Marujada anima o carnaval do Acre
Domingo de Carnaval. Noite abafada aqui no Goiás. Café pronto para a longa noite de desfile das escolas de samba na Marquês de Sapucaí, no Rio de Janeiro. Do Acre, chegam vídeos da amiga Júlia Feitoza Dias na Marujada Brig. Esperança, famosa nas terras do Aquiry
Por Zezé Weiss (de Formosa, Goiás) e Marcos Jorge Dias (de Rio Branco, Acre)
É bonita, a festa da Marujada. O enredo, dramático, pungente e lindo conta a história da sofrência de negros e negras durante a travessia do Atlântico em navios negreiros para a vida como seres humanos escravizados em território brasileiro.
O rito, que mescla rezas com danças guerreiras em comunidades de afrodescendentes Brasil afora desde o século XVII, chegou ao Acre em meados da década de 1940, trazida de Manaus (onde já existia desde os anos 1930), por um mestre manauara. Não se sabe ao certo a razão, mas o festejo deixou de acontecer por um bom tempo.
“É uma tradição negra. Relata um contratempo de um navio negreiro em pleno mar. Perdidos no meio de uma grande tempestade, os navegantes rogam a Nossa Senhora Aparecida, uma santa negra, regente dessa brincadeira, que salve o navio do tempestade. É por isso que os os marujos e marujas rezam o terço durante as cerimônias da Marujada,” conta Patricia Helena, coordenadora do grupo Marujada.
Patrícia Helena, Coordenadora da Marujada
Renovada em 2013 por artes do seringueiro Aldenor da Costa Souza, hoje com seus 79 (este ano ausente dos festejos por questões de saúde), a Marujada Brig. Esperança, uma das únicas marujada do Norte, que se apresenta no Carnaval, continua firme e forte.
“Neste último grupo, criado por seu Aldenor há oito anos, somos mais ou menos 16 pessoas, contando com os músicos. O Mestre Aldenor da Costa, um dos únicos representantes dessa tradição da Marujada acreana, que começou com nove anos, continua nos guiando na encenação deste auto, que tem a valsa, tem o coco, tem a marcha, e tem um tipo de samba tradicional, que mistura as cúmbias peruanas com os ritmos indígenas e nordestinos, mas compassado, único aqui do Acre,” relata Patrícia Helena.
Júlia Feitoza Dias, Brincante da Marujada
Zezé Weiss – Jornalista. Marcos Jorge Dias – Jornalista. Colaborou: Maria Letícia Marques. Imagens e vídeos enviados por Marcos Jorge Dias, desde a Casa de Leitura da Gameleira, em Rio Branco, Acre.
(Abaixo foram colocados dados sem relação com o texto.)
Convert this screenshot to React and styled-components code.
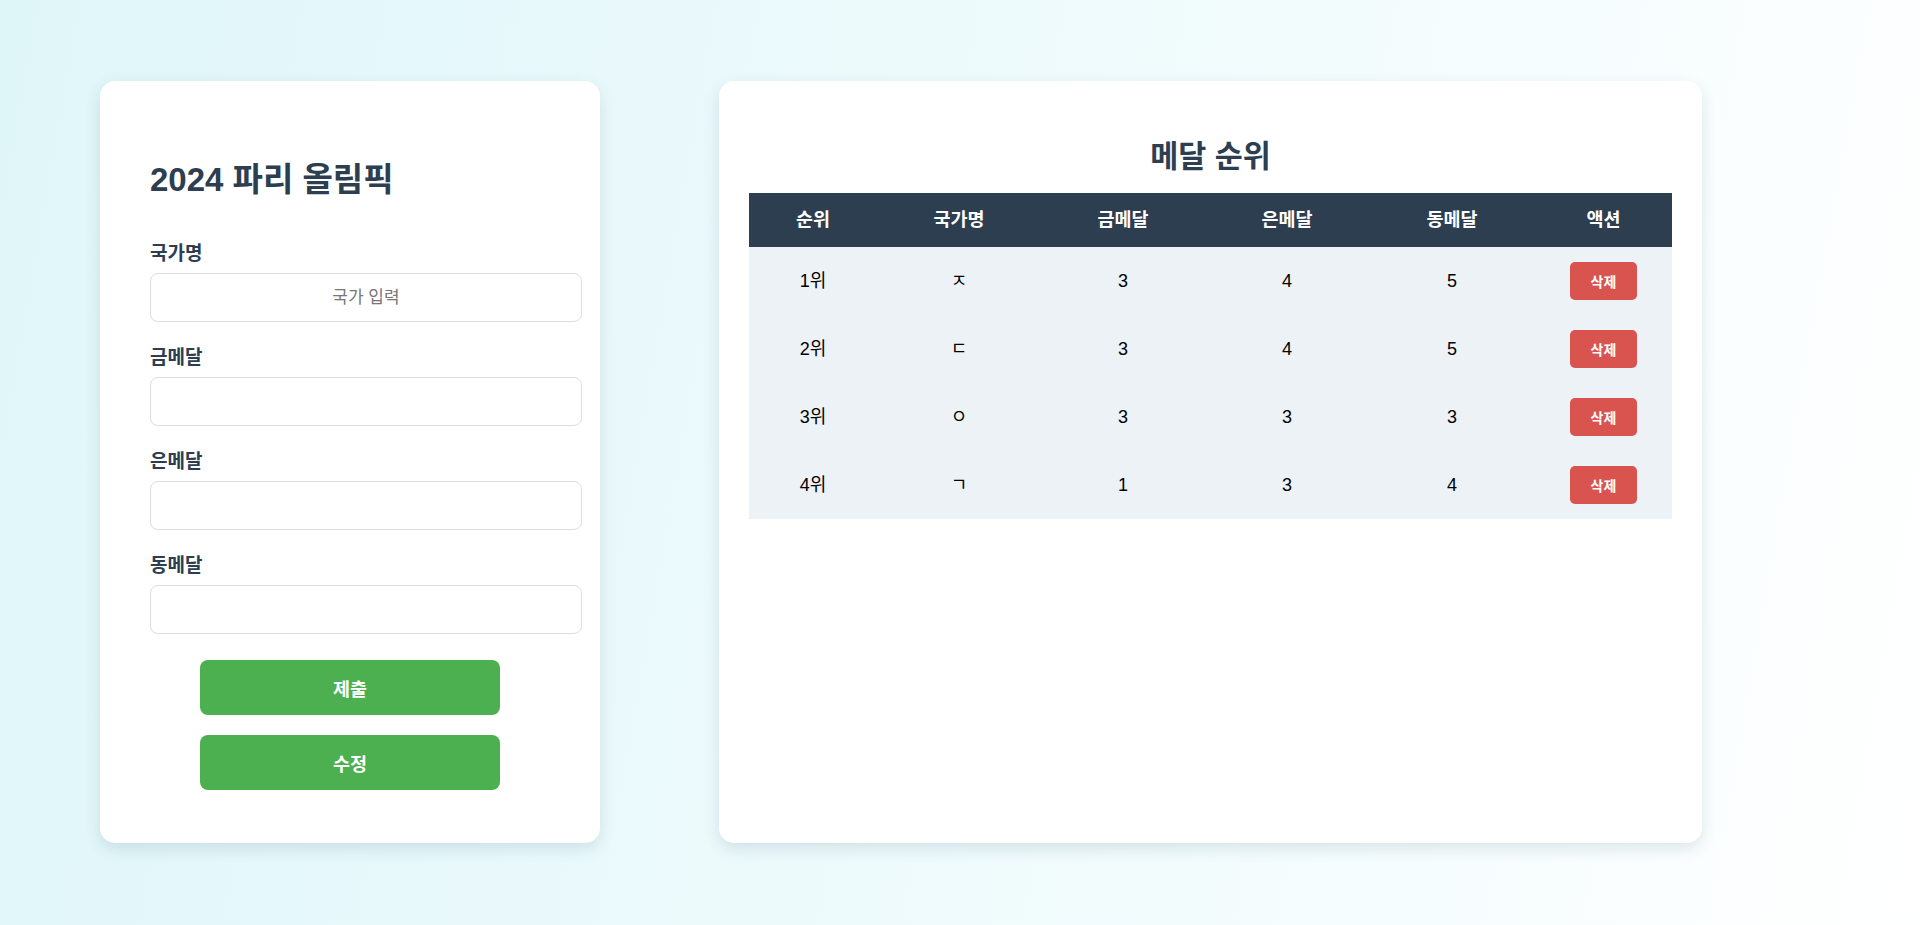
import React, { useState } from 'react'
import styled, { createGlobalStyle } from 'styled-components'

const GlobalStyle = createGlobalStyle`
  html, body {
    margin: 0;
    padding: 0;
  }
  body {
    font-family: "Liberation Sans", "Noto Sans CJK KR", sans-serif;
    background: linear-gradient(100deg, #dff6f9 0%, #f6fdfe 75%, #ffffff 100%);
    min-height: 100vh;
    color: #000;
  }
`

const initialRows = [
  { id: 1, country: 'ㅈ', gold: 3, silver: 4, bronze: 5 },
  { id: 2, country: 'ㄷ', gold: 3, silver: 4, bronze: 5 },
  { id: 3, country: 'ㅇ', gold: 3, silver: 3, bronze: 3 },
  { id: 4, country: 'ㄱ', gold: 1, silver: 3, bronze: 4 },
]

const fields = [
  { key: 'country', label: '국가명', placeholder: '국가 입력' },
  { key: 'gold', label: '금메달' },
  { key: 'silver', label: '은메달' },
  { key: 'bronze', label: '동메달' },
]

export default function App() {
  const [rows, setRows] = useState(initialRows)

  function removeRow(id) {
    setRows(rows.filter((r) => r.id !== id))
  }

  return (
    <>
      <GlobalStyle />
      <Page>
        <FormCard>
          <Title>2024 파리 올림픽</Title>
          {fields.map((f) => (
            <Group key={f.key}>
              <Label>{f.label}</Label>
              <Input placeholder={f.placeholder || ''} />
            </Group>
          ))}
          <Buttons>
            <GreenBtn>제출</GreenBtn>
            <GreenBtn>수정</GreenBtn>
          </Buttons>
        </FormCard>

        <TableCard>
          <SubTitle>메달 순위</SubTitle>
          <Table>
            <colgroup>
              <col style={{ width: 128 }} />
              <col style={{ width: 164 }} />
              <col style={{ width: 164 }} />
              <col style={{ width: 164 }} />
              <col style={{ width: 166 }} />
              <col style={{ width: 137 }} />
            </colgroup>
            <thead>
              <tr>
                <Th>순위</Th>
                <Th>국가명</Th>
                <Th>금메달</Th>
                <Th>은메달</Th>
                <Th>동메달</Th>
                <Th>액션</Th>
              </tr>
            </thead>
            <tbody>
              {rows.map((r, i) => (
                <tr key={r.id}>
                  <Td>{i + 1}위</Td>
                  <Td>{r.country}</Td>
                  <Td>{r.gold}</Td>
                  <Td>{r.silver}</Td>
                  <Td>{r.bronze}</Td>
                  <Td>
                    <DeleteBtn onClick={() => removeRow(r.id)}>삭제</DeleteBtn>
                  </Td>
                </tr>
              ))}
            </tbody>
          </Table>
        </TableCard>
      </Page>
    </>
  )
}

const Page = styled.div`
  display: flex;
  align-items: stretch;
  gap: 119px;
  padding: 81px 100px 82px;
  box-sizing: border-box;
`

const Card = styled.div`
  background: #fff;
  border-radius: 15px;
  box-shadow: 0 6px 16px rgba(0, 60, 70, 0.12);
`

const FormCard = styled(Card)`
  width: 500px;
  height: 762px;
  box-sizing: border-box;
  padding: 50px;
`

const TableCard = styled(Card)`
  width: 983px;
  height: 762px;
  box-sizing: border-box;
  padding: 30px;
`

const Title = styled.h1`
  font-size: 33px;
  line-height: 40px;
  height: 40px;
  font-weight: 700;
  color: #2c3e50;
  margin: 29px 0 44px;
`

const Group = styled.div`
  margin-bottom: 26px;
`

const Label = styled.label`
  display: block;
  font-size: 19px;
  line-height: 20px;
  height: 20px;
  font-weight: 700;
  color: #2c3e50;
  margin-bottom: 9px;
`

const Input = styled.input`
  display: block;
  box-sizing: border-box;
  width: 432px;
  height: 49px;
  padding: 0 15px;
  font-size: 17px;
  font-family: inherit;
  text-align: center;
  border: 1px solid #ddd;
  border-radius: 8px;
  background: #fff;
  outline: none;
  &::placeholder {
    color: #777;
  }
`

const Buttons = styled.div`
  display: flex;
  flex-direction: column;
  align-items: center;
  gap: 20px;
`

const GreenBtn = styled.button`
  width: 300px;
  height: 55px;
  border: none;
  border-radius: 8px;
  background: #4caf50;
  color: #fff;
  font-family: inherit;
  font-size: 18.5px;
  font-weight: 700;
  cursor: pointer;
`

const SubTitle = styled.h2`
  text-align: center;
  font-size: 30.5px;
  line-height: 36px;
  height: 36px;
  font-weight: 700;
  color: #2c3e50;
  margin: 27px 0 19px;
`

const Table = styled.table`
  width: 923px;
  border-collapse: collapse;
  table-layout: fixed;
  text-align: center;
`

const Th = styled.th`
  background: #2c3e50;
  color: #fff;
  font-size: 18.5px;
  font-weight: 700;
  line-height: 24px;
  height: 54px;
  box-sizing: border-box;
  padding: 0;
`

const Td = styled.td`
  background: #edf2f7;
  font-size: 18px;
  line-height: 38px;
  height: 68px;
  box-sizing: border-box;
  padding: 0;
  color: #000;
`

const DeleteBtn = styled.button`
  display: block;
  width: 67px;
  height: 38px;
  margin: 0 auto;
  padding: 0;
  border: none;
  border-radius: 5px;
  background: #d9534f;
  color: #fff;
  font-family: inherit;
  font-size: 14px;
  font-weight: 700;
  cursor: pointer;
`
MARUJADA BRIG ESPERANÇA – CIFRAS E LETRAS
As Marujadas são manifestações culturais formadas desde o Brasil colônia que reúnem diversas matrizes
étnicas onde se unem diversas linguagens artísticas para contar histórias como as cruzadas, a diáspora
africana e devoções afro brasileiras. Estão presentes desde o Sudeste até a região Norte, chegando ao Acre, no município de Cruzeiro do Sul em meados dá década de 1940.
Por Alexandre Anselmo, via Jaycelene Brasil
Quem trouxe desde Manaus foi o mestre Galego, originário de Manaus, Amazonas e partir dele surgiram
e se reinventaram dezenas de grupos de MARUJADA, que atuavam principalmente durante o carnaval.
Na década de 1950, ainda criança, Mestre Aldenor começou a participar da brincadeira e até hoje é a
referência mais antiga desta tradição acreana, que em seu processo de reinvenção, reuniram e deram
continuidade a elementos das tradições artísticas e memórias históricas dos povos migrantes e locais.
Destes, a musicalidade é predominantemente indígena, revelada pela forte versão internacionalizada
com os termos de Cumbia peruana, ou psicodélica, selvática, que assim como a música indígena acreana contemporânea, é uma linguagem própria dos povos dos tronco Pano e Aruak.
Do nordeste realiza o coco como dança e improviso, as memórias da barra ao além mar. Em 1910 com a
revolta dos marinheiros no Rio de Janeiro, milhares de marinheiros foram condenados ao degredo num local chamado Sibéria, atualmente o município de Xapuri.
Através de música, danças e dramatização, o auto conta história de embarcação a vapor, que em viagem
no mar, passa por revolução contra o capitão, que ordena a tripulação a abandonar para a deriva, o
imediato, líder do motim. Este, joga uma praga que vem manifesta em tempestade, obrigando todos a
se reunirem e pedir perdão, findando com o reestabelecimento da ordem no grupo.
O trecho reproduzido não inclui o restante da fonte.